- DB.matcher match_term ["relation"] (Term `P \/ Q`);
> val it =
    [(("relation", "RC_def"), (|- !R x y. RC R x y = (x = y) \/ R x y, Def)),
     (("relation", "RTC_CASES1"),
      (|- !R x y. RTC R x y = (x = y) \/ ?u. R x u /\ RTC R u y, Thm)),
     (("relation", "RTC_CASES2"),
      (|- !R x y. RTC R x y = (x = y) \/ ?u.

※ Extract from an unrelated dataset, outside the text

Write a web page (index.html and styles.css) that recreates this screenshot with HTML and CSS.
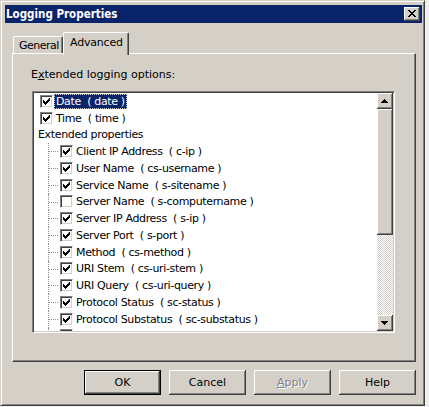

RTC R x u /\ R u y, Thm)),
     (("relation", "RTC_TC_RC"),
      (|- !R x y. RTC R x y ==> RC R x y \/ TC R x y, Thm)),
     (("relation", "TC_CASES1"),
      (|- !R x z. TC R x z ==> R x z \/ ?y. R x y /\ TC R y z, Thm)),
     (("relation", "TC_CASES2"),
      (|- !R x z. TC R x z ==> R x z \/ ?y. TC R x y /\ R y z, Thm))] :
  ((string * string) * (thm * class)) list

- DB.matcher (ho_match_term [] empty_varset) [] (Term `?x. P x \/ Q x`);
<<HOL message: inventing new type variable names: 'a>>
> val it =
    [(("arithmetic", "ODD_OR_EVEN"),
      (|- !n. ?m. (n = SUC (SUC 0) * m) \/ (n = SUC (SUC 0) * m + 1), Thm)),
     (("bool", "EXISTS_OR_THM"),
      (|- !P Q. (?x. P x \/ Q x) = (?x. P x) \/ ?x. Q x, Thm)),
     (("bool", "LEFT_OR_EXISTS_THM"),
      (|- !P Q. (?x. P x) \/ Q = ?x. P x \/ Q, Thm)),
     (("bool", "RIGHT_OR_EXISTS_THM"),
      (|- !P Q. P \/ (?x. Q x) = ?x. P \/ Q x, Thm)),
     (("sum", "IS_SUM_REP"),
      (|- !f.
            IS_SUM_REP f =
            ?v1 v2.
              (f = (\b x y. (x = v1) /\ b)) \/ (f = (\b x y. (y = v2) /\ ~b)),
       Def))] : ((string * string) * (thm * class)) list